### What to do
Begin with the first line and repeat exactly through the line containing "const RED = '#f87462';"; leave every image out.

### Data section
-- begin --
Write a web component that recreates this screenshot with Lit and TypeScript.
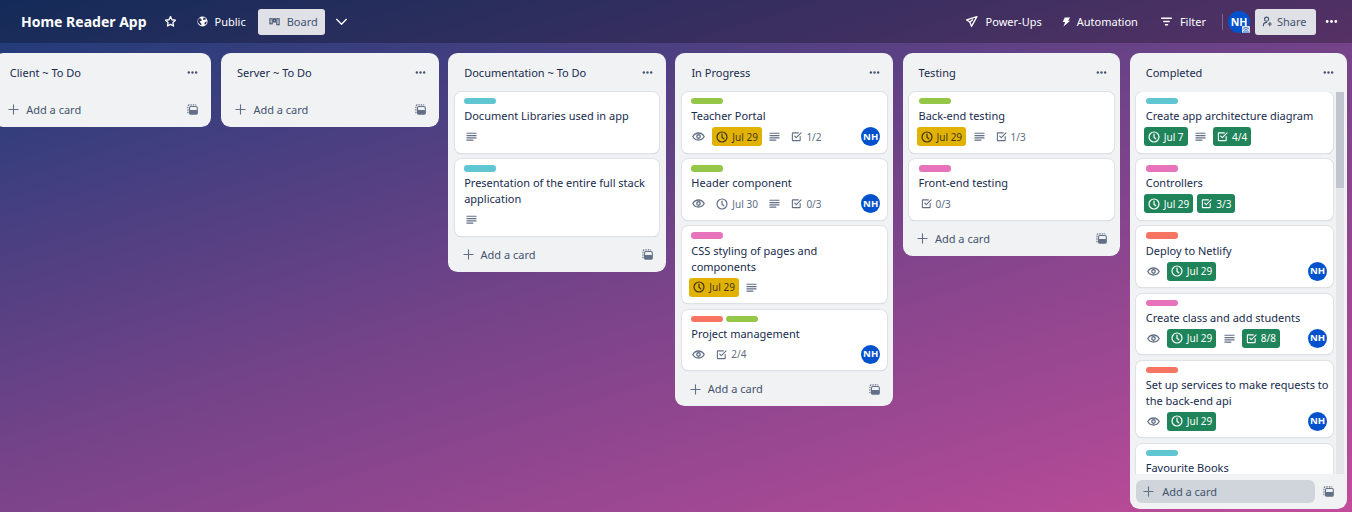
import { LitElement, html, css, svg, nothing } from 'lit';
import { customElement } from 'lit/decorators.js';

type Tone = 'plain' | 'yellow' | 'green';
interface Card {
  labels: string[];
  title: string;
  watch?: boolean;
  date?: string;
  tone?: Tone;
  desc?: boolean;
  checks?: string;
  checkTone?: Tone;
  member?: boolean;
}
interface List {
  name: string;
  cards: Card[];
  scroll?: boolean;
}

const CYAN = '#60c6d2';
const LIME = '#94c748';
const PINK = '#e774bb';
const RED = '#f87462';

const LISTS: List[] = [
  { name: 'Client ~ To Do', cards: [] },
  { name: 'Server ~ To Do', cards: [] },
  {
    name: 'Documentation ~ To Do',
    cards: [
      { labels: [CYAN], title: 'Document Libraries used in app', desc: true },
      { labels: [CYAN], title: 'Presentation of the entire full stack application', desc: true },
    ],
  },
  {
    name: 'In Progress',
    cards: [
      { labels: [LIME], title: 'Teacher Portal', watch: true, date: 'Jul 29', tone: 'yellow', desc: true, checks: '1/2', member: true },
      { labels: [LIME], title: 'Header component', watch: true, date: 'Jul 30', tone: 'plain', desc: true, checks: '0/3', member: true },
      { labels: [PINK], title: 'CSS styling of pages and components', date: 'Jul 29', tone: 'yellow', desc: true },
      { labels: [RED, LIME], title: 'Project management', watch: true, checks: '2/4', member: true },
    ],
  },
  {
    name: 'Testing',
    cards: [
      { labels: [LIME], title: 'Back-end testing', date: 'Jul 29', tone: 'yellow', desc: true, checks: '1/3' },
      { labels: [PINK], title: 'Front-end testing', checks: '0/3' },
    ],
  },
  {
    name: 'Completed',
    scroll: true,
    cards: [
      { labels: [CYAN], title: 'Create app architecture diagram', date: 'Jul 7', tone: 'green', desc: true, checks: '4/4', checkTone: 'green' },
      { labels: [PINK], title: 'Controllers', date: 'Jul 29', tone: 'green', checks: '3/3', checkTone: 'green' },
      { labels: [RED], title: 'Deploy to Netlify', watch: true, date: 'Jul 29', tone: 'green', member: true },
      { labels: [PINK], title: 'Create class and add students', watch: true, date: 'Jul 29', tone: 'green', desc: true, checks: '8/8', checkTone: 'green', member: true },
      { labels: [RED], title: 'Set up services to make requests to the back-end api', watch: true, date: 'Jul 29', tone: 'green', member: true },
      { labels: [CYAN], title: 'Favourite Books' },
    ],
  },
];

const icon = (body: unknown, cls = 'ic') =>
  html`<svg class=${cls} viewBox="0 0 24 24" fill="none" stroke="currentColor" stroke-width="2.4" stroke-linecap="round" stroke-linejoin="round">${body}</svg>`;

const clock = () => icon(svg`<circle cx="12" cy="12" r="10"/><path d="M12 6v6.500l3.500 3"/>`, 'ic clock');
const eye = () => icon(svg`<path d="M1.500 12C4 7.500 7.500 5.500 12 5.500s8 2 10.500 6.500c-2.500 4.500-6 6.500-10.500 6.500S4 16.500 1.500 12z"/><circle cx="12" cy="12" r="3.200"/>`);
const lines = () => icon(svg`<path d="M2 5h20M2 10h20M2 15h20M2 20h13"/>`, 'ic lines');
const check = () => icon(svg`<path d="M20 12v8a1 1 0 0 1-1 1H4a1 1 0 0 1-1-1V5a1 1 0 0 1 1-1h12"/><path d="M8 11l3.500 3.500L22 4"/>`, 'ic chk');
const plus = () => icon(svg`<path d="M12 2v20M2 12h20"/>`, 'ic plus');
const template = () =>
  html`<svg class="ic tpl" viewBox="0 0 24 24"><path fill="none" stroke="currentColor" stroke-width="2.400" stroke-dasharray="3 2.400" d="M2 20V5a3 3 0 0 1 3-3h15"/><rect x="5.500" y="5.500" width="17" height="17" rx="3" fill="none" stroke="currentColor" stroke-width="2.400"/><rect x="6" y="13" width="16" height="9" rx="2" fill="currentColor"/></svg>`;
const dots = () =>
  html`<svg class="ic dots" viewBox="0 0 24 24" fill="currentColor"><circle cx="4" cy="12" r="2.600"/><circle cx="12" cy="12" r="2.600"/><circle cx="20" cy="12" r="2.600"/></svg>`;

@customElement('app-root')
export class AppRoot extends LitElement {
  static styles = css`
    :host {
      display: block;
      width: 1352px;
      height: 512px;
      overflow: hidden;
      font-family: 'Noto Sans', sans-serif;
      font-size: 11px;
      line-height: 16px;
      color: #172b4d;
      background: linear-gradient(163deg, #1b3b78, #754389 50%, #c24c9a);
    }
    svg { display: block; flex: none; }
    .ic { width: 13px; height: 13px; }
    .clock { width: 12px; height: 12px; }
    .lines { width: 11px; height: 11px; }
    .chk { width: 11px; height: 11px; }
    .dots { width: 11px; height: 11px; }
    .plus { width: 11px; height: 11px; }
    .tpl { width: 11px; height: 11px; }

    .header {
      display: flex;
      align-items: center;
      height: 43px;
      padding: 0 14px 0 21px;
      box-sizing: border-box;
      background: rgba(0, 0, 0, 0.26);
      color: #fff;
    }
    .title { font-size: 14px; font-weight: 700; margin-right: 17px; }
    .hitem { display: flex; align-items: center; gap: 6px; }
    .star { margin-right: 20px; }
    .public { margin-right: 12px; gap: 7px; }
    .public svg { width: 11px; height: 11px; }
    .btn {
      display: flex;
      align-items: center;
      gap: 7px;
      height: 26px;
      width: 67px;
      box-sizing: border-box;
      padding: 0 0 0 11px;
      border-radius: 3px;
      background: #dfe1e6;
      color: #42526e;
    }
    .btn > svg:first-child { width: 11px; height: 11px; }
    .btn.share { padding: 0 0 0 7px; gap: 4px; width: 61px; }
    .chev { margin-left: 10px; }
    .plane { margin-right: 19px; gap: 8px; }
    .bolt { margin-right: 22px; }
    .bolt svg { width: 10px; height: 10px; }
    .filter { gap: 7px; }
    .spacer { flex: 1; }
    .divider { width: 1px; height: 16px; background: rgba(255, 255, 255, 0.25); margin: 0 5px 0 16px; }
    .avatar {
      display: flex;
      align-items: center;
      justify-content: center;
      border-radius: 50%;
      background: #0052cc;
      color: #fff;
      font-weight: 700;
    }
    .me { position: relative; width: 22px; height: 22px; margin-right: 5px; font-size: 10.6px; }
    .me svg { position: absolute; right: 0; bottom: 0; width: 8px; height: 7px; }
    .more { margin-left: 9px; }
    .more .dots { width: 13px; height: 13px; }

    .board {
      display: flex;
      align-items: flex-start;
      gap: 9.6px;
      margin-left: -6.2px;
      padding-top: 10px;
    }
    .list {
      flex: none;
      width: 217.6px;
      box-sizing: border-box;
      border-radius: 9.6px;
      background: #f1f2f4;
      display: flex;
      flex-direction: column;
    }
    .list.scroll { height: 456px; }
    .lhead {
      display: flex;
      align-items: center;
      justify-content: space-between;
      height: 38.5px;
      flex: none;
      padding: 1px 13px 0 16px;
      box-sizing: border-box;
    }
    .lhead svg { color: #44546f; }
    .cards {
      display: flex;
      flex-direction: column;
      gap: 6.4px;
      padding: 0.5px 6.4px 0.6px;
    }
    .scroller {
      position: relative;
      flex: 1;
      min-height: 0;
      overflow: hidden;
      padding-right: 14px;
      padding-bottom: 0;
    }
    .track { position: absolute; top: 0; bottom: 0; right: 3px; width: 8px; background: #e4e6ea; }
    .thumb { height: 96px; background: #c1c5cf; }
    .card {
      flex: none;
      background: #fff;
      border-radius: 6.4px;
      padding: 6px 6.4px 6.6px 9.6px;
      box-shadow: 0 0 0 1px #dfe1e6, 0 1px 1px #c1c7d0;
    }
    .labels { display: flex; gap: 3px; height: 6.4px; margin-bottom: 3.800px; }
    .label { width: 32px; height: 6.4px; border-radius: 3.200px; }
    .ctitle { margin-right: -4px; }
    .meta {
      display: flex;
      align-items: center;
      min-height: 19px;
      margin: 3px 0 0 -2px;
      color: #5e6c84;
      font-size: 10px;
    }
    .meta .ic { color: #626f86; }
    .m { display: flex; align-items: center; gap: 4px; height: 19px; padding: 0 4px; margin-right: 4px; border-radius: 3px; }
    .m.watch { padding: 0 2px 0 3px; margin-right: 5px; }
    .m.desc { padding: 0 2px; margin: 0 5px 0 1.5px; }
    .m.yellow { background: #e2b203; color: #44381a; }
    .m.yellow .ic { color: #3d3414; }
    .m.green { background: #1f845a; color: #fff; }
    .m.green .ic { color: #fff; }
    .nh { width: 19px; height: 19px; margin-left: auto; font-size: 9.6px; }
    .add {
      display: flex;
      align-items: center;
      justify-content: space-between;
      height: 35.6px;
      padding: 1px 13px 0 14.4px;
      box-sizing: border-box;
      color: #44546f;
      flex: none;
    }
    .addl { display: flex; align-items: center; gap: 7px; flex: 1; height: 23px; border-radius: 6px; }
    .add .ic { color: #626f86; }
    .scroll .add { padding: 0 13px 0 6.4px; gap: 8px; height: 35px; }
    .scroll .addl { background: #d0d4db; padding-left: 7px; gap: 8px; }
  `;

  private meta(c: Card) {
    if (!(c.watch || c.date || c.desc || c.checks || c.member)) return nothing;
    return html`<div class="meta">
      ${c.watch ? html`<span class="m watch">${eye()}</span>` : nothing}
      ${c.date ? html`<span class="m ${c.tone ?? ''}">${clock()}${c.date}</span>` : nothing}
      ${c.desc ? html`<span class="m desc">${lines()}</span>` : nothing}
      ${c.checks ? html`<span class="m ${c.checkTone ?? ''}">${check()}${c.checks}</span>` : nothing}
      ${c.member ? html`<span class="avatar nh">NH</span>` : nothing}
    </div>`;
  }

  private card(c: Card) {
    return html`<div class="card">
      <div class="labels">${c.labels.map((l) => html`<div class="label" style="background:${l}"></div>`)}</div>
      <div class="ctitle">${c.title}</div>
      ${this.meta(c)}
    </div>`;
  }

  private list(l: List) {
    return html`<section class="list ${l.scroll ? 'scroll' : ''}">
      <div class="lhead"><span>${l.name}</span>${dots()}</div>
      ${l.cards.length
        ? html`<div class="cards ${l.scroll ? 'scroller' : ''}">
            ${l.cards.map((c) => this.card(c))}
            ${l.scroll ? html`<div class="track"><div class="thumb"></div></div>` : nothing}
          </div>`
        : nothing}
      <div class="add">
        <span class="addl">${plus()}Add a card</span>
        ${template()}
      </div>
    </section>`;
  }

  render() {
    return html`
      <header class="header">
        <div class="title">Home Reader App</div>
        <div class="hitem star">${icon(svg`<path d="M12 3l2.800 5.800 6.200.9-4.500 4.400 1.100 6.300L12 17.400l-5.600 3 1.100-6.300L3 9.700l6.200-.9z"/>`)}</div>
        <div class="hitem public">
          <svg class="ic" viewBox="0 0 24 24"><circle cx="12" cy="12" r="11" fill="#fff"/><path fill="#2c2a5c" d="M5 5c2 0 4 1 5 3s-1 3-2 3-3 2-1 3 3 3 3 6c-4-1-8-4-8-8 0-3 1-5 3-7zM14 3c2 0 5 1 6 4l-3 1c-2 1-4 0-4-1s1-2 1-4zM21 12c0 3-1 6-4 7-1-2-1-4 0-5s3-2 4-2z"/></svg>
          Public
        </div>
        <div class="btn">
          <svg class="ic" viewBox="0 0 24 24" fill="none" stroke="currentColor" stroke-width="2.400"><rect x="2" y="6" width="5" height="11"/><rect x="10" y="6" width="4" height="7"/><rect x="17" y="6" width="5" height="13"/></svg>
          Board
        </div>
        <div class="hitem chev">${icon(svg`<path d="M3 8l9 9 9-9"/>`)}</div>
        <div class="spacer"></div>
        <div class="hitem plane">${icon(svg`<path d="M22 3L3 9l6 4 3 8z"/><path d="M9 13l5-4"/>`)}Power-Ups</div>
        <div class="hitem bolt">
          <svg viewBox="0 0 24 24" fill="currentColor"><path d="M9 1h13l-5 8h5L6 23l4-11H4z"/></svg>Automation
        </div>
        <div class="hitem filter">${icon(svg`<path d="M3 6h18M7 12h10M10 18h4"/>`)}Filter</div>
        <div class="divider"></div>
        <div class="avatar me">NH
          <svg viewBox="0 0 24 21"><rect width="24" height="21" rx="3" fill="#dfe1e6"/><path fill="none" stroke="#0052cc" stroke-width="2.500" d="M3 10c5-7 13-7 18 0M7 13c3-3 7-3 10 0M3 18h18"/></svg>
        </div>
        <div class="btn share">
          ${icon(svg`<circle cx="10" cy="7" r="4.500"/><path d="M3 21c0-5 3-7 7-7M17 14v7M13.500 17.500h7"/>`)}
          Share
        </div>
        <div class="more hitem">${dots()}</div>
      </header>
      <main class="board">${LISTS.map((l) => this.list(l))}</main>
    `;
  }
}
-- end --
### Complete output
Write a web component that recreates this screenshot with Lit and TypeScript.
import { LitElement, html, css, svg, nothing } from 'lit';
import { customElement } from 'lit/decorators.js';

type Tone = 'plain' | 'yellow' | 'green';
interface Card {
  labels: string[];
  title: string;
  watch?: boolean;
  date?: string;
  tone?: Tone;
  desc?: boolean;
  checks?: string;
  checkTone?: Tone;
  member?: boolean;
}
interface List {
  name: string;
  cards: Card[];
  scroll?: boolean;
}

const CYAN = '#60c6d2';
const LIME = '#94c748';
const PINK = '#e774bb';
const RED = '#f87462';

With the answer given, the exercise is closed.